--- Supplied material ---

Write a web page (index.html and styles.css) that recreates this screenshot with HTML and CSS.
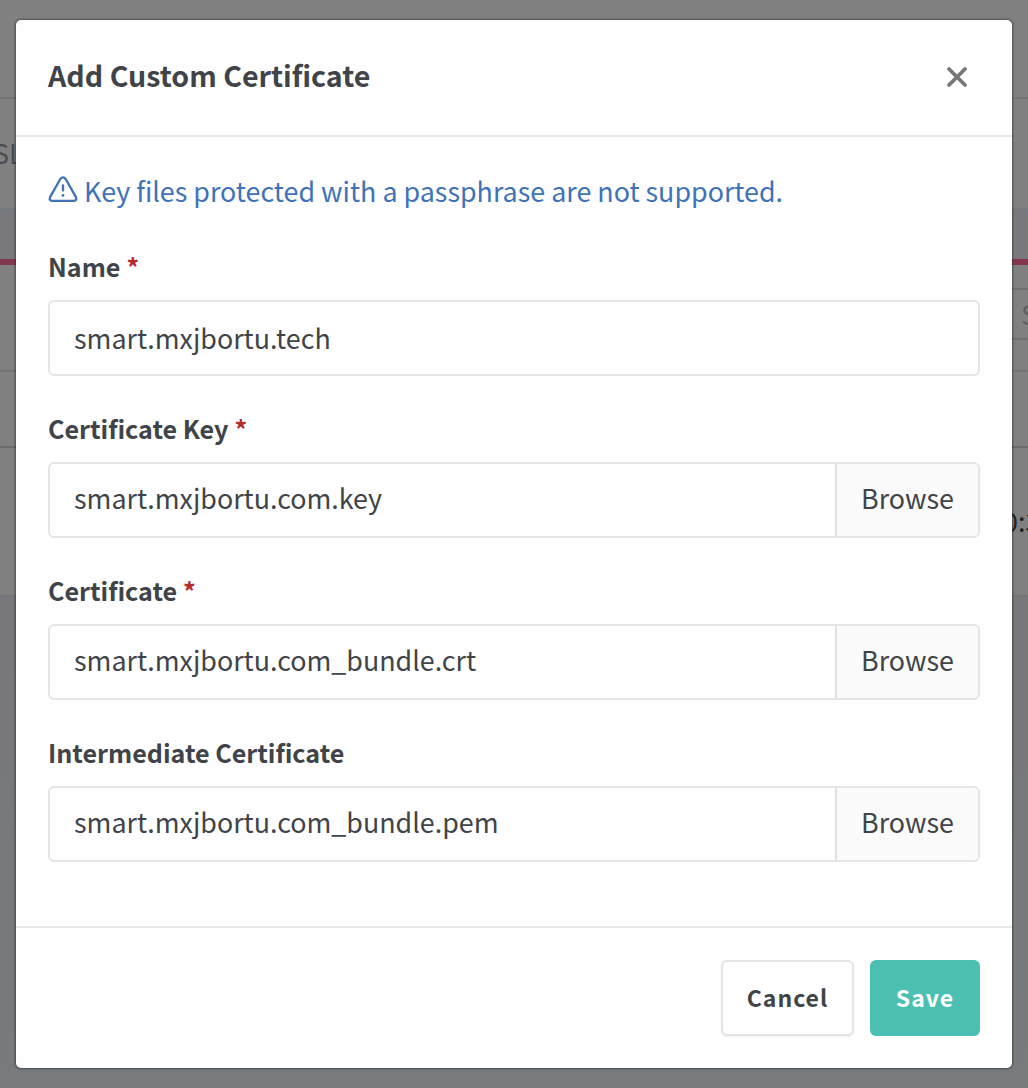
FILE: index.html
```
<!DOCTYPE html>
<html lang="en">
<head>
<meta charset="utf-8">
<title>Add Custom Certificate</title>
<link rel="stylesheet" href="styles.css">
</head>
<body>
<div class="page" aria-hidden="true">
  <div class="band band-top"></div>
  <div class="band band-heading"><span>SL</span></div>
  <div class="band band-gap"></div>
  <div class="band band-search"><span class="search">S</span></div>
  <div class="band band-columns"></div>
  <div class="band band-row"><span>0:3</span></div>
  <div class="band band-rest"></div>
</div>
<div class="modal" role="dialog" aria-labelledby="title">
  <header class="modal-header">
    <h1 class="title" id="title">Add Custom Certificate</h1>
    <button class="close" aria-label="Close">
      <svg width="22" height="22" viewBox="0 0 22 22" fill="none" stroke="currentColor" stroke-width="3.8" stroke-linecap="round"><path d="M3 3 19 19M19 3 3 19"/></svg>
    </button>
  </header>
  <div class="modal-body">
    <p class="note">
      <svg class="note-icon" width="30" height="28" viewBox="0 0 30 28" fill="none" stroke="currentColor" stroke-width="2.3" stroke-linecap="round" stroke-linejoin="round"><path d="M12.2 3.2 2.2 20.9Q.6 24.7 4.2 24.9H25.8Q29.4 24.7 27.8 20.9L17.8 3.2Q15 -.4 12.2 3.2Z"/><path d="M15 9.3v5.2"/><circle cx="15" cy="19.4" r="1.4" fill="currentColor" stroke="none"/></svg>
      <span>Key files protected with a passphrase are not supported.</span>
    </p>
    <div class="field">
      <div class="label"><span>Name</span><span class="required">*</span></div>
      <div class="control"><span class="value value-text">smart.mxjbortu.tech</span></div>
    </div>
    <div class="field">
      <div class="label"><span>Certificate Key</span><span class="required">*</span></div>
      <div class="control"><span class="value">smart.mxjbortu.com.key</span><button class="browse">Browse</button></div>
    </div>
    <div class="field">
      <div class="label"><span>Certificate</span><span class="required">*</span></div>
      <div class="control"><span class="value">smart.mxjbortu.com_bundle.crt</span><button class="browse">Browse</button></div>
    </div>
    <div class="field">
      <div class="label"><span>Intermediate Certificate</span></div>
      <div class="control"><span class="value">smart.mxjbortu.com_bundle.pem</span><button class="browse">Browse</button></div>
    </div>
  </div>
  <footer class="modal-footer">
    <button class="button cancel">Cancel</button>
    <button class="button save">Save</button>
  </footer>
</div>
</body>
</html>
```
FILE: styles.css
```
* { box-sizing: border-box; }

body {
  margin: 0;
  height: 1088px;
  position: relative;
  overflow: hidden;
  background: #7b7d80;
  color: #404449;
  font-family: "Noto Sans CJK SC", "Noto Sans", sans-serif;
  font-size: 26.85px;
}

button { font: inherit; color: inherit; border: 0; padding: 0; }

.page { display: flex; flex-direction: column; height: 1088px; color: #4b4c51; }
.band { border-bottom: 2px solid #747474; background: #808080; flex: none; }
.band-top { height: 99px; }
.band-heading { height: 111px; padding-top: 34px; line-height: 40px; border-color: #74797d; }
.band-heading span { margin-left: -7px; }
.band-gap { height: 55px; background: #79797d; border-bottom: 6px solid #84364d; }
.band-search { height: 107px; padding: 23px 0 0 1000px; }
.search { display: block; height: 52px; border: 2px solid #707070; border-right: 0; padding-left: 19px; line-height: 48px; color: #606060; }
.band-columns { height: 76px; border-color: #6c6c6c; }
.band-row { height: 149px; padding: 53px 0 0 1003px; line-height: 40px; color: #222; white-space: nowrap; overflow: hidden; }
.band-rest { flex: 1; border: 0; background: linear-gradient(#78777c, #777b7d); }

.modal {
  position: absolute;
  inset: 20px 16px 20px 16px;
  display: flex;
  flex-direction: column;
  background: #fefefe;
  border-radius: 5px;
  box-shadow: 0 0 2px 1px rgba(40, 40, 40, .6);
}

.modal-header {
  height: 117px;
  padding: 0 44px 2px 32px;
  border-bottom: 2px solid #e8e8e8;
  display: flex;
  align-items: center;
  justify-content: space-between;
}
.title { margin: 0; padding-bottom: 4px; font-size: 28.6px; line-height: 40px; font-weight: 700; }
.close { display: flex; background: none; color: #777; }

.modal-body { flex: 1; padding: 34px 32px 0; }
.note { display: flex; align-items: center; gap: 6px; height: 40px; margin: 0 0 37px; line-height: 40px; color: #3f72b7; white-space: nowrap; }
.note-icon { flex: none; margin-bottom: 3px; }

.field { height: 162px; }
.label { display: flex; gap: 6px; height: 52px; line-height: 36px; font-size: 25.1px; font-weight: 700; }
.required { color: #b42b2b; }
.control { display: flex; height: 76px; border: 2px solid #e4e5e6; border-radius: 6px; overflow: hidden; line-height: 68px; }
.value { flex: 1; padding-left: 24px; }
.value-text { padding-top: 2px; }
.browse { width: 143px; padding-bottom: 4px; border-left: 2px solid #e0e1e2; background: #fafafa; }

.modal-footer { height: 142px; border-top: 2px solid #e8e8e8; padding: 32px; display: flex; justify-content: flex-end; gap: 16px; }
.button { height: 76px; padding-bottom: 3px; border-radius: 6px; font-size: 23px; font-weight: 700; letter-spacing: 1px; }
.cancel { width: 133px; background: #fefefe; border: 2px solid #e4e4e6; box-shadow: 0 1px 2px rgba(0, 0, 0, .06); }
.save { width: 110px; background: #4bbfb1; color: #fff; }
```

---

Your goal
Omit every picture, then repeat the remaining data exactly as it appears above.

Answer below
Write a web page (index.html and styles.css) that recreates this screenshot with HTML and CSS.
FILE: index.html
```
<!DOCTYPE html>
<html lang="en">
<head>
<meta charset="utf-8">
<title>Add Custom Certificate</title>
<link rel="stylesheet" href="styles.css">
</head>
<body>
<div class="page" aria-hidden="true">
  <div class="band band-top"></div>
  <div class="band band-heading"><span>SL</span></div>
  <div class="band band-gap"></div>
  <div class="band band-search"><span class="search">S</span></div>
  <div class="band band-columns"></div>
  <div class="band band-row"><span>0:3</span></div>
  <div class="band band-rest"></div>
</div>
<div class="modal" role="dialog" aria-labelledby="title">
  <header class="modal-header">
    <h1 class="title" id="title">Add Custom Certificate</h1>
    <button class="close" aria-label="Close">
      <svg width="22" height="22" viewBox="0 0 22 22" fill="none" stroke="currentColor" stroke-width="3.8" stroke-linecap="round"><path d="M3 3 19 19M19 3 3 19"/></svg>
    </button>
  </header>
  <div class="modal-body">
    <p class="note">
      <svg class="note-icon" width="30" height="28" viewBox="0 0 30 28" fill="none" stroke="currentColor" stroke-width="2.3" stroke-linecap="round" stroke-linejoin="round"><path d="M12.2 3.2 2.2 20.9Q.6 24.7 4.2 24.9H25.8Q29.4 24.7 27.8 20.9L17.8 3.2Q15 -.4 12.2 3.2Z"/><path d="M15 9.3v5.2"/><circle cx="15" cy="19.4" r="1.4" fill="currentColor" stroke="none"/></svg>
      <span>Key files protected with a passphrase are not supported.</span>
    </p>
    <div class="field">
      <div class="label"><span>Name</span><span class="required">*</span></div>
      <div class="control"><span class="value value-text">smart.mxjbortu.tech</span></div>
    </div>
    <div class="field">
      <div class="label"><span>Certificate Key</span><span class="required">*</span></div>
      <div class="control"><span class="value">smart.mxjbortu.com.key</span><button class="browse">Browse</button></div>
    </div>
    <div class="field">
      <div class="label"><span>Certificate</span><span class="required">*</span></div>
      <div class="control"><span class="value">smart.mxjbortu.com_bundle.crt</span><button class="browse">Browse</button></div>
    </div>
    <div class="field">
      <div class="label"><span>Intermediate Certificate</span></div>
      <div class="control"><span class="value">smart.mxjbortu.com_bundle.pem</span><button class="browse">Browse</button></div>
    </div>
  </div>
  <footer class="modal-footer">
    <button class="button cancel">Cancel</button>
    <button class="button save">Save</button>
  </footer>
</div>
</body>
</html>
```
FILE: styles.css
```
* { box-sizing: border-box; }

body {
  margin: 0;
  height: 1088px;
  position: relative;
  overflow: hidden;
  background: #7b7d80;
  color: #404449;
  font-family: "Noto Sans CJK SC", "Noto Sans", sans-serif;
  font-size: 26.85px;
}

button { font: inherit; color: inherit; border: 0; padding: 0; }

.page { display: flex; flex-direction: column; height: 1088px; color: #4b4c51; }
.band { border-bottom: 2px solid #747474; background: #808080; flex: none; }
.band-top { height: 99px; }
.band-heading { height: 111px; padding-top: 34px; line-height: 40px; border-color: #74797d; }
.band-heading span { margin-left: -7px; }
.band-gap { height: 55px; background: #79797d; border-bottom: 6px solid #84364d; }
.band-search { height: 107px; padding: 23px 0 0 1000px; }
.search { display: block; height: 52px; border: 2px solid #707070; border-right: 0; padding-left: 19px; line-height: 48px; color: #606060; }
.band-columns { height: 76px; border-color: #6c6c6c; }
.band-row { height: 149px; padding: 53px 0 0 1003px; line-height: 40px; color: #222; white-space: nowrap; overflow: hidden; }
.band-rest { flex: 1; border: 0; background: linear-gradient(#78777c, #777b7d); }

.modal {
  position: absolute;
  inset: 20px 16px 20px 16px;
  display: flex;
  flex-direction: column;
  background: #fefefe;
  border-radius: 5px;
  box-shadow: 0 0 2px 1px rgba(40, 40, 40, .6);
}

.modal-header {
  height: 117px;
  padding: 0 44px 2px 32px;
  border-bottom: 2px solid #e8e8e8;
  display: flex;
  align-items: center;
  justify-content: space-between;
}
.title { margin: 0; padding-bottom: 4px; font-size: 28.6px; line-height: 40px; font-weight: 700; }
.close { display: flex; background: none; color: #777; }

.modal-body { flex: 1; padding: 34px 32px 0; }
.note { display: flex; align-items: center; gap: 6px; height: 40px; margin: 0 0 37px; line-height: 40px; color: #3f72b7; white-space: nowrap; }
.note-icon { flex: none; margin-bottom: 3px; }

.field { height: 162px; }
.label { display: flex; gap: 6px; height: 52px; line-height: 36px; font-size: 25.1px; font-weight: 700; }
.required { color: #b42b2b; }
.control { display: flex; height: 76px; border: 2px solid #e4e5e6; border-radius: 6px; overflow: hidden; line-height: 68px; }
.value { flex: 1; padding-left: 24px; }
.value-text { padding-top: 2px; }
.browse { width: 143px; padding-bottom: 4px; border-left: 2px solid #e0e1e2; background: #fafafa; }

.modal-footer { height: 142px; border-top: 2px solid #e8e8e8; padding: 32px; display: flex; justify-content: flex-end; gap: 16px; }
.button { height: 76px; padding-bottom: 3px; border-radius: 6px; font-size: 23px; font-weight: 700; letter-spacing: 1px; }
.cancel { width: 133px; background: #fefefe; border: 2px solid #e4e4e6; box-shadow: 0 1px 2px rgba(0, 0, 0, .06); }
.save { width: 110px; background: #4bbfb1; color: #fff; }
```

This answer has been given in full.